Article by Stephen Richardson, Senior Impact Director, World Green Building Council. Read ‘Building Retrofits: Why upgrade our existing buildings’.

 

I’ll never forget my first encounter with the global Green Building Council network because of one mic-drop moment. In a conference venue in Barcelona, the speaker looked out at a room full of seasoned sustainability professionals and said:

“Raise your hand if you’ve done a deep retrofit of your home.”

Silence… followed by a smattering of awkward laughter. Then one or two confident hands rose, trailed by a couple more, less sure of themselves. “Depends what you mean by deep,” someone muttered, sheepishly half-raising their arm.

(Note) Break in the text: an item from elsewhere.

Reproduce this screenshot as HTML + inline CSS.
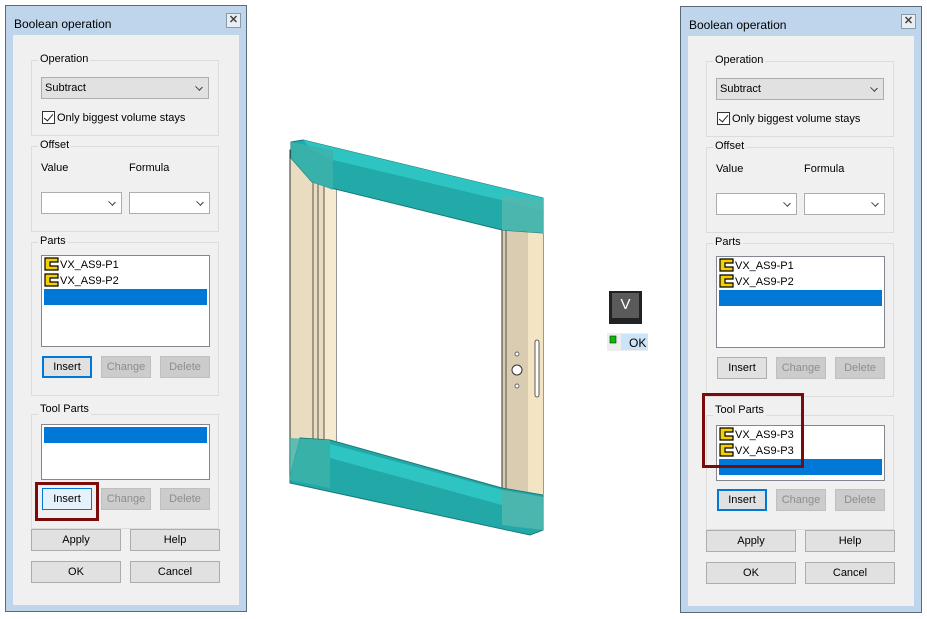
<!DOCTYPE html>
<html><head><meta charset="utf-8"><style>
*{margin:0;padding:0;box-sizing:border-box}
body{width:927px;height:619px;background:#fff;position:relative;overflow:hidden;font-family:"Liberation Sans",Arial,sans-serif;font-size:11px;color:#000}
.a{position:absolute}
.dlg{position:absolute;width:242px;height:607px;border:1px solid #5a6a78;background:#bfd5ec}
.title{left:8px;top:11px;font-size:12px}
.close{left:220px;top:7px;width:15px;height:15px;border:1px solid #8a9aaa;background:#e8eef4;font-size:11px;line-height:12px;text-align:center;color:#444;font-weight:bold}
.panel{left:7px;top:29px;width:226px;height:570px;background:#f0f0f0}
.grp{position:absolute;border:1px solid #dcdcdc}
.lbl{position:absolute;background:#f0f0f0;padding:0 2px;font-size:11px;line-height:14px}
.sel{position:absolute;border:1px solid #adadad;background:#fff;height:22px}
.sel.g{background:#e1e1e1}
.sel span{position:absolute;left:3px;top:4px}
.chev{position:absolute;right:6px;top:6px;width:6px;height:6px;border-right:1px solid #333;border-bottom:1px solid #333;transform:rotate(45deg) scale(1,0.8)}
.list{position:absolute;border:1px solid #828790;background:#fff}
.hl{position:absolute;background:#0078d7;left:2px;right:2px;height:16px}
.it{position:absolute;left:2px;height:16px;line-height:16px;font-size:11px}
.it svg{vertical-align:-3px;margin-right:1px}
.btn{position:absolute;height:22px;border:1px solid #adadad;background:#e1e1e1;text-align:center;line-height:20px;font-size:11px}
.btn.d{color:#8d8d8d;background:#cccccc;border-color:#bfbfbf}
.btn.f{border:2px solid #0078d7;line-height:18px}
.btn.h{border:1px solid #0078d7;background:#e5f1fb}
.red{position:absolute;border:3px solid #7b0a0a}
</style></head><body>

<!-- LEFT DIALOG -->
<div class="dlg" style="left:5px;top:5px">
<div class="a title">Boolean operation</div>
<div class="a close">✕</div>
<div class="a panel"></div>
<div class="grp" style="left:25px;top:54px;width:188px;height:76px"></div>
<div class="lbl" style="left:32px;top:46px">Operation</div>
<div class="sel g" style="left:35px;top:71px;width:168px"><span>Subtract</span><div class="chev"></div></div>
<div class="a" style="left:36px;top:105px;width:13px;height:13px;border:1px solid #333;background:#fff"><div class="a" style="left:3px;top:0px;width:5px;height:9px;border-right:1.5px solid #222;border-bottom:1.5px solid #222;transform:rotate(40deg)"></div></div>
<div class="a" style="left:51px;top:106px">Only biggest volume stays</div>
<div class="grp" style="left:25px;top:140px;width:188px;height:86px"></div>
<div class="lbl" style="left:32px;top:132px">Offset</div>
<div class="a" style="left:35px;top:156px">Value</div>
<div class="a" style="left:123px;top:156px">Formula</div>
<div class="sel" style="left:35px;top:186px;width:81px"><div class="chev"></div></div>
<div class="sel" style="left:123px;top:186px;width:81px"><div class="chev"></div></div>
<div class="grp" style="left:25px;top:236px;width:188px;height:154px"></div>
<div class="lbl" style="left:32px;top:228px">Parts</div>
<div class="list" style="left:35px;top:249px;width:169px;height:92px">
 <div class="it" style="top:1px"><svg width="15" height="14" viewBox="0 0 15 14"><path d="M1 1H14V5H6V9H14V13H1Z" fill="#f4d000" stroke="#000" stroke-width="1.2"/></svg>VX_AS9-P1</div>
 <div class="it" style="top:17px"><svg width="15" height="14" viewBox="0 0 15 14"><path d="M1 1H14V5H6V9H14V13H1Z" fill="#f4d000" stroke="#000" stroke-width="1.2"/></svg>VX_AS9-P2</div>
 <div class="hl" style="top:33px"></div>
</div>
<div class="btn f" style="left:36px;top:350px;width:50px">Insert</div>
<div class="btn d" style="left:95px;top:350px;width:50px">Change</div>
<div class="btn d" style="left:154px;top:350px;width:50px">Delete</div>
<div class="grp" style="left:25px;top:408px;width:188px;height:115px"></div>
<div class="lbl" style="left:32px;top:396px">Tool Parts</div>
<div class="list" style="left:35px;top:418px;width:169px;height:56px"><div class="hl" style="top:2px"></div></div>
<div class="btn h" style="left:36px;top:482px;width:50px">Insert</div>
<div class="btn d" style="left:95px;top:482px;width:50px">Change</div>
<div class="btn d" style="left:154px;top:482px;width:50px">Delete</div>
<div class="red" style="left:29px;top:476px;width:64px;height:39px"></div>
<div class="btn" style="left:25px;top:523px;width:90px">Apply</div>
<div class="btn" style="left:124px;top:523px;width:90px">Help</div>
<div class="btn" style="left:25px;top:555px;width:90px">OK</div>
<div class="btn" style="left:124px;top:555px;width:90px">Cancel</div>
</div>

<!-- RIGHT DIALOG -->
<div class="dlg" style="left:680px;top:6px">
<div class="a title">Boolean operation</div>
<div class="a close">✕</div>
<div class="a panel"></div>
<div class="grp" style="left:25px;top:54px;width:188px;height:76px"></div>
<div class="lbl" style="left:32px;top:46px">Operation</div>
<div class="sel g" style="left:35px;top:71px;width:168px"><span>Subtract</span><div class="chev"></div></div>
<div class="a" style="left:36px;top:105px;width:13px;height:13px;border:1px solid #333;background:#fff"><div class="a" style="left:3px;top:0px;width:5px;height:9px;border-right:1.5px solid #222;border-bottom:1.5px solid #222;transform:rotate(40deg)"></div></div>
<div class="a" style="left:51px;top:106px">Only biggest volume stays</div>
<div class="grp" style="left:25px;top:140px;width:188px;height:86px"></div>
<div class="lbl" style="left:32px;top:132px">Offset</div>
<div class="a" style="left:35px;top:156px">Value</div>
<div class="a" style="left:123px;top:156px">Formula</div>
<div class="sel" style="left:35px;top:186px;width:81px"><div class="chev"></div></div>
<div class="sel" style="left:123px;top:186px;width:81px"><div class="chev"></div></div>
<div class="grp" style="left:25px;top:236px;width:188px;height:154px"></div>
<div class="lbl" style="left:32px;top:228px">Parts</div>
<div class="list" style="left:35px;top:249px;width:169px;height:92px">
 <div class="it" style="top:1px"><svg width="15" height="14" viewBox="0 0 15 14"><path d="M1 1H14V5H6V9H14V13H1Z" fill="#f4d000" stroke="#000" stroke-width="1.2"/></svg>VX_AS9-P1</div>
 <div class="it" style="top:17px"><svg width="15" height="14" viewBox="0 0 15 14"><path d="M1 1H14V5H6V9H14V13H1Z" fill="#f4d000" stroke="#000" stroke-width="1.2"/></svg>VX_AS9-P2</div>
 <div class="hl" style="top:33px"></div>
</div>
<div class="btn" style="left:36px;top:350px;width:50px">Insert</div>
<div class="btn d" style="left:95px;top:350px;width:50px">Change</div>
<div class="btn d" style="left:154px;top:350px;width:50px">Delete</div>
<div class="grp" style="left:25px;top:408px;width:188px;height:115px"></div>
<div class="lbl" style="left:32px;top:396px">Tool Parts</div>
<div class="list" style="left:35px;top:418px;width:169px;height:56px">
 <div class="it" style="top:1px"><svg width="15" height="14" viewBox="0 0 15 14"><path d="M1 1H14V5H6V9H14V13H1Z" fill="#f4d000" stroke="#000" stroke-width="1.2"/></svg>VX_AS9-P3</div>
 <div class="it" style="top:17px"><svg width="15" height="14" viewBox="0 0 15 14"><path d="M1 1H14V5H6V9H14V13H1Z" fill="#f4d000" stroke="#000" stroke-width="1.2"/></svg>VX_AS9-P3</div>
 <div class="hl" style="top:33px"></div>
</div>
<div class="btn f" style="left:36px;top:482px;width:50px">Insert</div>
<div class="btn d" style="left:95px;top:482px;width:50px">Change</div>
<div class="btn d" style="left:154px;top:482px;width:50px">Delete</div>
<div class="red" style="left:21px;top:386px;width:102px;height:75px"></div>
<div class="btn" style="left:25px;top:523px;width:90px">Apply</div>
<div class="btn" style="left:124px;top:523px;width:90px">Help</div>
<div class="btn" style="left:25px;top:555px;width:90px">OK</div>
<div class="btn" style="left:124px;top:555px;width:90px">Cancel</div>
</div>

<!-- 3D FRAME -->
<svg class="a" style="left:0;top:0" width="927" height="619" viewBox="0 0 927 619">
 <polygon points="290,150 336,160 336,490 290,481" fill="#e9dcc0" stroke="#333" stroke-width="1"/>
 <line x1="313" y1="160" x2="313" y2="485" stroke="#333" stroke-width=".8"/>
 <line x1="318" y1="160" x2="318" y2="485" stroke="#333" stroke-width=".8"/>
 <rect x="324" y="180" width="12" height="265" fill="#f6ead0"/>
 <line x1="324" y1="180" x2="324" y2="445" stroke="#333" stroke-width=".8"/>
 <polygon points="502,225 543,232 543,505 502,497" fill="#d9ccb0" stroke="#333" stroke-width="1"/>
 <rect x="528" y="232" width="15" height="270" fill="#f3e4c4"/>
 <line x1="506" y1="226" x2="506" y2="497" stroke="#333" stroke-width=".8"/>
 <circle cx="517" cy="370" r="5" fill="#fff" stroke="#333"/>
 <circle cx="517" cy="354" r="2" fill="#fff" stroke="#333" stroke-width=".7"/>
 <circle cx="517" cy="386" r="2" fill="#fff" stroke="#333" stroke-width=".7"/>
 <rect x="535" y="340" width="4" height="57" rx="2" fill="#fff" stroke="#333" stroke-width=".8"/>
 <polygon points="291,142 303,140 543,198 543,233 502,230 331,188 312,182 291,158" fill="#22aaa8" stroke="#167a7a" stroke-width="1"/>
 <polygon points="303,140 543,198 543,210 333,160 312,150" fill="#2ec4c2"/>
 <polygon points="291,142 333,150 333,190 312,182 291,158" fill="#3fb3aa" opacity=".8"/>
 <polygon points="502,195 543,200 543,233 502,230" fill="#52b8ae" opacity=".85"/>
 <polygon points="300,438 330,440 502,488 543,495 543,530 530,535 290,483 290,477" fill="#22a8a6" stroke="#167a7a" stroke-width="1"/>
 <polygon points="330,444 502,490 502,505 330,458" fill="#2ec4c2"/>
 <polygon points="290,438 330,440 330,488 290,480" fill="#3fb3aa" opacity=".8"/>
 <polygon points="502,490 543,497 543,530 502,525" fill="#52b8ae" opacity=".85"/>
 <rect x="609" y="291" width="33" height="33" fill="#222"/>
 <rect x="612" y="293" width="27" height="25" fill="#5a5a5a"/>
 <text x="625.5" y="309" font-family="Liberation Sans,sans-serif" font-size="15" fill="#fff" text-anchor="middle">V</text>
 <rect x="607" y="333" width="41" height="18" fill="#eeeeee"/>
 <rect x="621" y="334" width="27" height="16" fill="#cce4f7"/>
 <rect x="610" y="336" width="6" height="7" fill="#00c000" stroke="#222" stroke-width=".6"/>
 <text x="629" y="347" font-family="Liberation Sans,sans-serif" font-size="12" fill="#000">OK</text>
</svg>
</body></html>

We were the supposed experts, dedicating our careers to sustainable buildings. And yet barely any of us were really walking the talk in our own homes. That memory remains fresh for me because, in the almost dozen years since that moment, we’ve barely moved the needle on retrofit.

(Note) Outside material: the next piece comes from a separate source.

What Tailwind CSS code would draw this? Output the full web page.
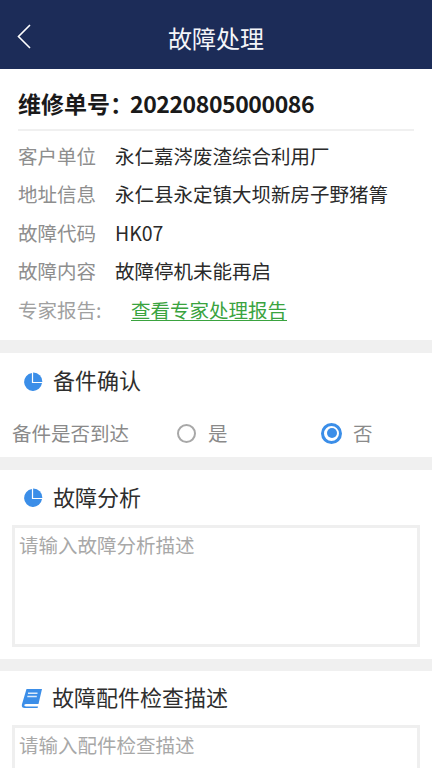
<!DOCTYPE html>
<html lang="zh">
<head>
    <meta charset="UTF-8">
    <title>故障处理</title>
    <script src="https://cdn.jsdelivr.net/npm/@tailwindcss/browser@4"></script>
</head>
<body class="bg-[#f0f0f0] font-['Noto_Sans_CJK_SC','Noto_Sans',sans-serif] h-[768px] overflow-hidden">
    <!-- Header -->
    <div class="relative h-[69px] bg-[#1c2c58] flex items-center justify-center">
        <svg class="absolute left-[17px] top-[24px]" width="14" height="25" viewBox="0 0 14 25" fill="none" stroke="#fff" stroke-width="1.6">
            <path d="M13 1L1.5 12.5L13 24"/>
        </svg>
        <div class="text-[24px] leading-[30px] text-[#f4f5f8] mt-[6px]">故障处理</div>
    </div>

    <!-- Order info -->
    <div class="bg-white h-[271px] px-[18px]">
        <div class="h-[62px] border-b-2 border-[#f0f0f0] flex items-center pt-[8px] whitespace-nowrap">
            <span class="text-[23px] font-bold text-[#1a1a1a] w-[112px] shrink-0">维修单号：</span>
            <span class="text-[23px] font-bold text-[#1a1a1a] tracking-[-0.42px]">20220805000086</span>
        </div>
        <div class="pt-[5px] text-[19.5px] text-[#2a2a2a]">
            <div class="h-[38.5px] flex items-center">
                <span class="w-[97px] text-[#8e8e8e]">客户单位</span>
                <span>永仁嘉涔废渣综合利用厂</span>
            </div>
            <div class="h-[38.5px] flex items-center">
                <span class="w-[97px] text-[#8e8e8e]">地址信息</span>
                <span>永仁县永定镇大坝新房子野猪箐</span>
            </div>
            <div class="h-[38.5px] flex items-center">
                <span class="w-[97px] text-[#8e8e8e]">故障代码</span>
                <span>HK07</span>
            </div>
            <div class="h-[38.5px] flex items-center">
                <span class="w-[97px] text-[#8e8e8e]">故障内容</span>
                <span>故障停机未能再启</span>
            </div>
            <div class="h-[38.5px] flex items-center">
                <span class="w-[113px] text-[#a0a0a0]">专家报告:</span>
                <span class="text-[#3aa33f] underline underline-offset-2">查看专家处理报告</span>
            </div>
        </div>
    </div>

    <!-- Parts confirm -->
    <div class="bg-white h-[104px] mt-[13px]">
        <div class="h-[56px] flex items-center pl-[23px] gap-[10px]">
            <svg class="mt-[1px]" width="20" height="20" viewBox="0 0 20 20">
                <path d="M8.9 1A9 9 0 1 0 19 11.1H8.9Z" fill="#3b8ee8"/>
                <path d="M10.1 0.6A9 9 0 0 1 19.4 9.9H10.1Z" fill="#3b8ee8"/>
            </svg>
            <span class="text-[22px] text-[#2e2e2e] -mt-[4px]">备件确认</span>
        </div>
        <div class="h-[48px] flex items-center pl-[12px] text-[19.5px] text-[#8a8a8a]">
            <span class="w-[165px]">备件是否到达</span>
            <span class="size-[19px] rounded-full border-[2.5px] border-[#a8a8a8] mr-[12px]"></span>
            <span class="w-[113px]">是</span>
            <span class="size-[21px] rounded-full border-[3px] border-[#3b8ee8] flex items-center justify-center mr-[11px]">
                <span class="size-[10px] rounded-full bg-[#3b8ee8]"></span>
            </span>
            <span>否</span>
        </div>
    </div>

    <!-- Fault analysis -->
    <div class="bg-white h-[189px] mt-[13px]">
        <div class="h-[55px] flex items-center pl-[23px] gap-[10px]">
            <svg width="20" height="20" viewBox="0 0 20 20">
                <path d="M8.9 1A9 9 0 1 0 19 11.1H8.9Z" fill="#3b8ee8"/>
                <path d="M10.1 0.6A9 9 0 0 1 19.4 9.9H10.1Z" fill="#3b8ee8"/>
            </svg>
            <span class="text-[22px] text-[#2e2e2e] -mt-[2px]">故障分析</span>
        </div>
        <div class="mx-[12px] h-[122px] border-[3px] border-[#efefef] px-[4px] pt-[1px] text-[19.5px] leading-[32px] text-[#a8a8a8]">请输入故障分析描述</div>
    </div>

    <!-- Parts inspection -->
    <div class="bg-white h-[97px] mt-[12px]">
        <div class="h-[54px] flex items-center pl-[21px] gap-[9px]">
            <svg width="22" height="21" viewBox="0 0 22 21">
                <path d="M5.5 1H21L17.5 16H5C3.6 16 3.2 17 3.4 17.6C3.6 18.2 4.2 18.4 5 18.4H17L16.6 20H3.8C1.6 20 0.4 18.6 0.9 16.4Z" fill="#3b8ee8"/>
                <path d="M7 5.2H16.5M6.3 8.4H15.8" stroke="#dcebfb" stroke-width="1.5"/>
            </svg>
            <span class="text-[22px] text-[#2e2e2e] -mt-[4px]">故障配件检查描述</span>
        </div>
        <div class="mx-[12px] h-[60px] border-[3px] border-[#efefef] px-[4px] pt-[1px] text-[19.5px] leading-[32px] text-[#a8a8a8]">请输入配件检查描述</div>
    </div>
</body>
</html>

Sure, if we asked that same group now, the result would be better. And no doubt more of you reading this today could raise your hands than would have done then. But the data is clear: to meet climate targets, we need to double, and in some regions triple, the rate of deep renovation. In most parts of the world, we are still a long, long way from that.

 

A wicked problem

What that room of sustainability experts shuffling awkwardly in their seats told us, and what many of us in the sector have long known, is that the retrofit challenge is not primarily a technical one. If it were, we’d have solved it by now. Retrofit is one of those particularly knotty, complex, multifaceted systems challenges — sometimes called wicked problems — that defy simple solutions.

That’s why the latest WorldGBC publication on ‘Building Retrofits‘ is deliberately not a technical guide. Instead, it takes aim squarely at that wicked problem, distilling insights from across the WorldGBC global network on how we begin to unpick the knots and genuinely move the needle.

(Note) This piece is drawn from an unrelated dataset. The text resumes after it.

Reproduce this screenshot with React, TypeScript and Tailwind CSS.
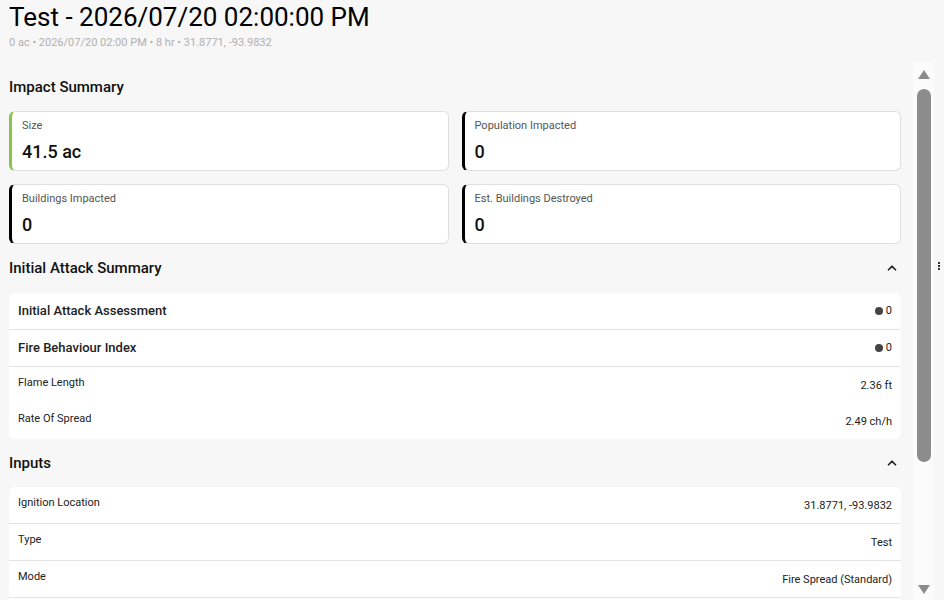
import { ChevronUp } from "lucide-react";

type Stat = { label: string; value: string; accent: string };

const stats: Stat[] = [
  { label: "Size", value: "41.5 ac", accent: "border-l-[#8bc34a]" },
  { label: "Population Impacted", value: "0", accent: "border-l-black" },
  { label: "Buildings Impacted", value: "0", accent: "border-l-black" },
  { label: "Est. Buildings Destroyed", value: "0", accent: "border-l-black" },
];

function SectionHeader({ title, collapsible }: { title: string; collapsible?: boolean }) {
  return (
    <div className="flex h-[30px] items-center justify-between pr-[2px]">
      <h2 className="text-[15px] font-medium text-[#111]">{title}</h2>
      {collapsible && <ChevronUp size={14} strokeWidth={3} className="text-[#222]" />}
    </div>
  );
}

function StatCard({ stat }: { stat: Stat }) {
  return (
    <div className={`h-[60px] rounded-[6px] border border-[#dedede] border-l-[3px] bg-white pl-[10px] pt-[7px] ${stat.accent}`}>
      <p className="text-[11px] leading-[13px] text-[#555]">{stat.label}</p>
      <p className="mt-[9px] text-[18px] font-medium leading-[22px] text-[#111]">{stat.value}</p>
    </div>
  );
}

function IndexRow({ label, value }: { label: string; value: string }) {
  return (
    <div className="flex h-[37px] items-center justify-between border-b border-[#e2e2e2] px-[9px]">
      <span className="text-[13px] font-medium text-[#222]">{label}</span>
      <span className="flex items-center gap-[3px] text-[11px] text-[#222]">
        <span className="h-[8px] w-[8px] rounded-full bg-[#444]" />
        {value}
      </span>
    </div>
  );
}

function ValueRow({ label, value, divider }: { label: string; value: string; divider?: boolean }) {
  return (
    <div className={`flex justify-between px-[9px] ${divider ? "h-[37px] border-b border-[#e2e2e2]" : "h-[36px]"}`}>
      <span className="pt-[9px] text-[11px] leading-[13px] text-[#222]">{label}</span>
      <span className="self-center pt-[3px] text-[11px] text-[#222]">{value}</span>
    </div>
  );
}

function Scrollbar() {
  return (
    <div className="flex w-[21px] flex-col items-center bg-[#fbfbfb]">
      <div className="mt-[8px] h-0 w-0 border-x-[6px] border-b-[9px] border-x-transparent border-b-[#8c8c8c]" />
      <div className="mt-[10px] h-[373px] w-[14px] rounded-full bg-[#8c8c8c]" />
      <div className="mt-auto mb-[6px] h-0 w-0 border-x-[6px] border-t-[9px] border-x-transparent border-t-[#8c8c8c]" />
    </div>
  );
}

export default function App() {
  return (
    <div className="flex h-[600px] w-[944px] flex-col overflow-hidden bg-[#f7f7f7] font-['Roboto',sans-serif]">
      <header className="h-[62px] px-[9px] pt-[2px]">
        <h1 className="text-[26px] leading-[30px] text-black">Test - 2026/07/20 02:00:00 PM</h1>
        <p className="mt-[3px] text-[11px] text-[#b0b0b0]">0 ac • 2026/07/20 02:00 PM • 8 hr • 31.8771, -93.9832</p>
      </header>

      <div className="flex min-h-0 flex-1">
        <main className="flex-1 overflow-hidden pl-[9px] pr-[12px] pt-[10px]">
          <SectionHeader title="Impact Summary" />
          <div className="mt-[9px] grid grid-cols-2 gap-[13px]">
            {stats.map((s) => (
              <StatCard key={s.label} stat={s} />
            ))}
          </div>

          <div className="mt-[9px]">
            <SectionHeader title="Initial Attack Summary" collapsible />
          </div>
          <div className="mt-[10px] overflow-hidden rounded-[6px] bg-white">
            <IndexRow label="Initial Attack Assessment" value="0" />
            <IndexRow label="Fire Behaviour Index" value="0" />
            <ValueRow label="Flame Length" value="2.36 ft" />
            <ValueRow label="Rate Of Spread" value="2.49 ch/h" />
          </div>

          <div className="mt-[9px]">
            <SectionHeader title="Inputs" collapsible />
          </div>
          <div className="mt-[9px] rounded-[6px] bg-white pb-[24px]">
            <ValueRow label="Ignition Location" value="31.8771, -93.9832" divider />
            <ValueRow label="Type" value="Test" divider />
            <ValueRow label="Mode" value="Fire Spread (Standard)" divider />
          </div>
        </main>

        <Scrollbar />

        <div className="flex w-[10px] items-start justify-center pt-[200px]">
          <div className="flex flex-col gap-[1px]">
            <span className="h-[2px] w-[2px] bg-[#333]" />
            <span className="h-[2px] w-[2px] bg-[#333]" />
            <span className="h-[2px] w-[2px] bg-[#333]" />
          </div>
        </div>
      </div>
    </div>
  );
}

Policy and regulatory frameworks in many countries still focus overwhelmingly on new buildings, with limited application to existing stock. Financing barriers, fragmented ownership, split incentives, skills gaps and a lack of reliable performance data all continue to constrain action. As the publication argues, overcoming these barriers requires coordinated, systems-level solutions.

 

Solutions in action

If asked that question again today, I could now raise my hand. I can share firsthand just how far-reaching the benefits of retrofit can be — from upgraded windows and insulation to electrified heating, solar panels and batteries — especially as we enter the second energy crisis of the decade. But I know too that this makes my family one of the privileged few.

The publication is clear: retrofit can be a powerful just transition tool, but only if initiatives are explicitly designed to reduce energy poverty, tackle health inequality and improve resilience for those most exposed to climate shocks. That means inclusive finance, supportive policy frameworks and delivering retrofit at community scale, not just asset by asset.

The publication’s case studies — from Qaddura Camp in Palestine to the Kenya schools programme — reinforce that retrofit can deliver social value, dignity and opportunity alongside emissions reductions. And, examples like the 1 Triton Square retrofit in London and the San Martín Building in Bogotá demonstrate how, across very different markets, deep retrofit can outperform business-as-usual on pure commercial terms.

In every part of our global network, we see that businesses are recognising the value of upgrading their existing buildings: from shopping centres and schools to museums and offices, they’re all reaping the comfort and cost benefits of retrofit.

 

Making it work for everyone

That moment in Barcelona still matters because it tells us where the real work lies. Retrofit will not scale simply because we publish better standards or develop smarter technologies, important as those are. It will scale when we redesign the systems around finance, regulation, skills and delivery so that doing nothing is no longer the default and acting is no longer a privilege.

The examples in this publication show that this is possible: retrofit can cut emissions, lower bills, improve health, reduce risk, preserve culture and strengthen communities at the same time. The synthesis of national climate action roadmaps highlights that the momentum and understanding that we need to take a systems approach are building.

The question now is not whether retrofitting works, but whether we’re willing to make it work for everyone, at the pace that businesses, communities and the climate demand.